Brace Brace Brace: the RBA’s August rate decision Ignores the global macro thematic and turns a blind eye to rising insolvencies

a man holding a red umbrella standing in front of a large screen
By Johann Kenny, CFA (8th August 2024)

On August 6, 2024, the Reserve Bank of Australia (RBA) opted to hold the policy cash rate at 4.35% p.a. despite a confluence of challenging local and global economic factors. This decision came amid significant turmoil overseas, including a global equity market sell-off, severe fluctuations in the JPY-USD carry trade, heightened geopolitical risks in the Middle East, and a sharp depreciation of the Australian Dollar (AUD) from USD 0.678 to USD 0.652 within the space of a month.

Maintaining restrictive policy rates poses risks to jobs and businesses under the best of global macro-economic and geopolitical climates, and we are amid anything but such a circumstance.

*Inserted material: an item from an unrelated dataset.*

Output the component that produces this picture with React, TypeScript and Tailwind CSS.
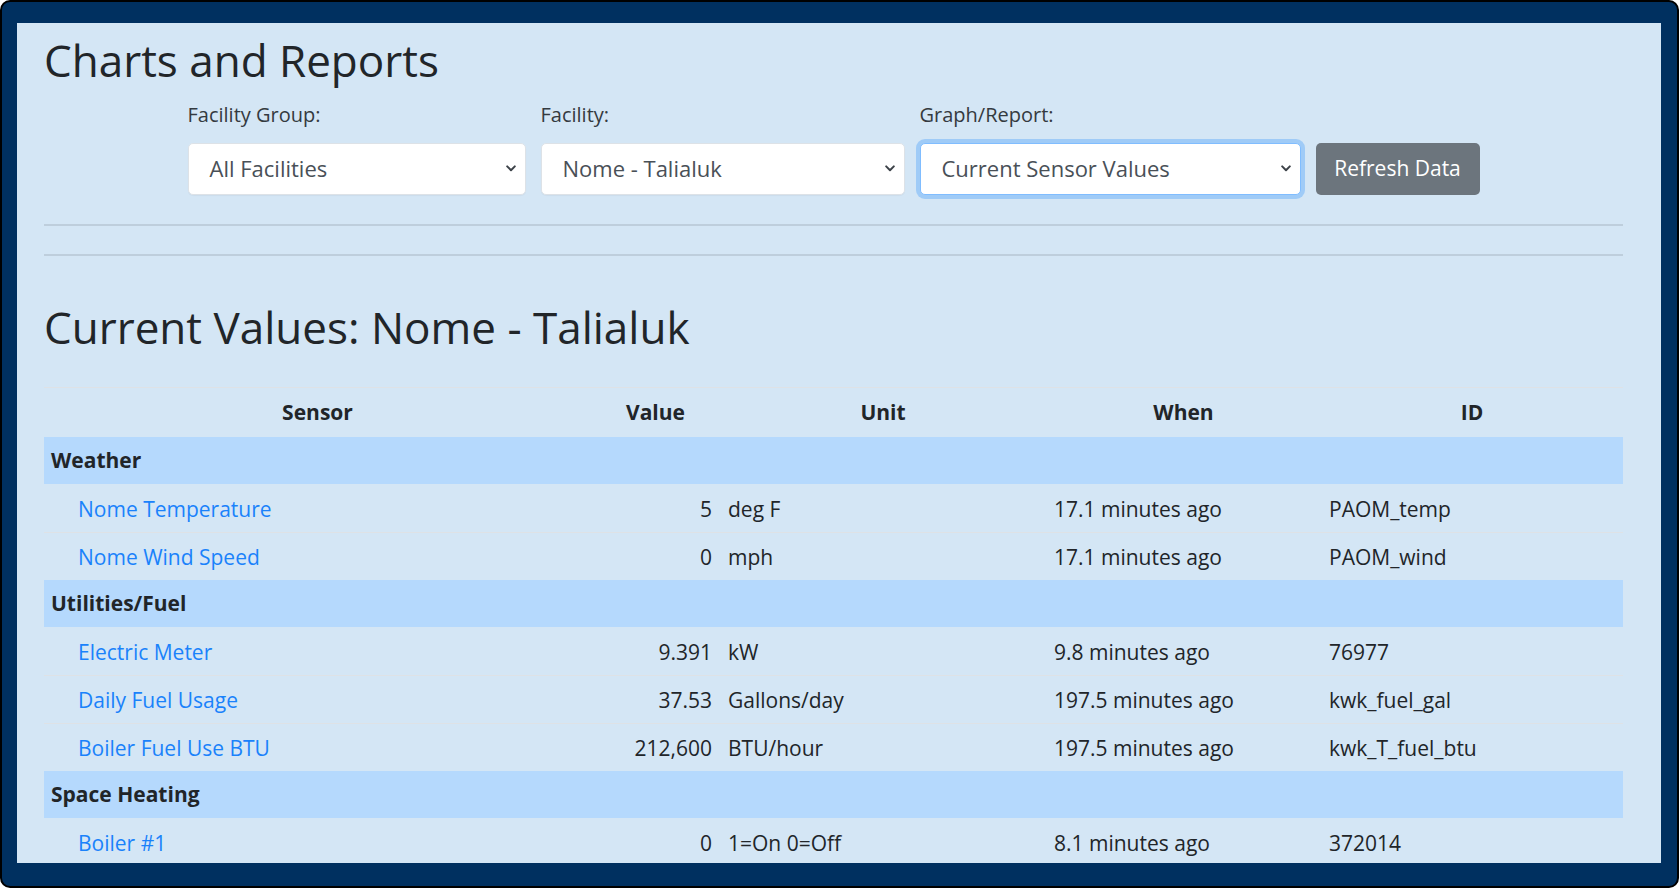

As domestic businesses go up in flames, the RBA is sitting on its proverbial hands. Business health ties into employment and mortgage delinquencies. Once insolvencies pass the point of no return, the self perpetuating cycle of defaults, unemployment, wealth-destruction followed by curtailed retail spending and an evaporation of business investment will drive the local economy into recession.

The OIS curve implies a rising likelihood of a cut as we approach the end of the calendar year. The outlook for a rate-cut based on the OIS curve executed a parallel shifted down immediate after the RBA rates announcement suggesting that market has tempered its expectation of a rate-cut before the threat to the economy crystalises in the coming months.

Global Economic Context

The global economic landscape is marked by uncertainty and potential instability. Notably, the yield curves in the European Union, United States, and Australia have inverted, signaling market anticipations of impending rate cuts. Inversions typically indicate investor pessimism about near-term economic growth and are viewed as precursors to economic recession.

The Strain in Major Economies

The twin growth engines of the world, the US and China are also on the wobble and supportive of an easing of monetary policy. China's Real GDP prints mask the reality of its domestic inflation situation.

Stagnation is the precursor to decline

China claims its YoY CPI growth is a mere 0.2% p.a. (as at June 2024). If you revise this to the mean of the rest of the cohort of major economies tabulated above of 2.8% p.a. then China's Real-GDP growth would be closer to 2.1% p.a.

In a similar vein, the July spike in US unemployment suggests that restrictive monetary policy is taking its toll on growth and will likely tip the economy into a slowdown in the runup to elections.

Source: Bloomberg

Monetary Policy Responses

The US Fed funds have followed a pattern of cutting rates within 3-4 years of start of the rate rising cycle. The current hiking cycle commenced in march 2022 so the trend would suggest an easing of the restrictive monetary policy stance in 2025.

“We think that the surprisingly sharp increase in the unemployment rate was due primarily to layoffs and people taking longer to find jobs. Not only is a September rate cut [FED Funds Rate ] now likely - a 50-basis point cut is in play.“

Bloomberg, Winger and Ou, (08/05/24)

In light of these pressures, central banks of the other major global economies may be inclined to execute a synchronised easing of policy rates as they have done in the past to support global growth.

Investment Outlook in a Low-Yield Environment

Given the volatile state of equity markets and the ongoing normalization of previously inflated tech valuations, particularly exacerbated by the unwind of the JPY-USD carry trade, investors are rightly concerned about where to park their funds for low-volatility cash yields.

Opportunities in Private Credit

Private credit often offers higher yields compared to traditional fixed-income investments and can be structured with covenants that provide greater security in volatile markets. Private credit's appeal is enhanced in environments where traditional lending tightens, as businesses still need capital to operate and grow.

Infrastructure and Real Assets

Investments in infrastructure and real assets offer another avenue. These investments typically provide stable cash flows and are less susceptible to market whims. Additionally, they can offer inflation hedging characteristics which are particularly valuable in an environment where inflation concerns are reemerging.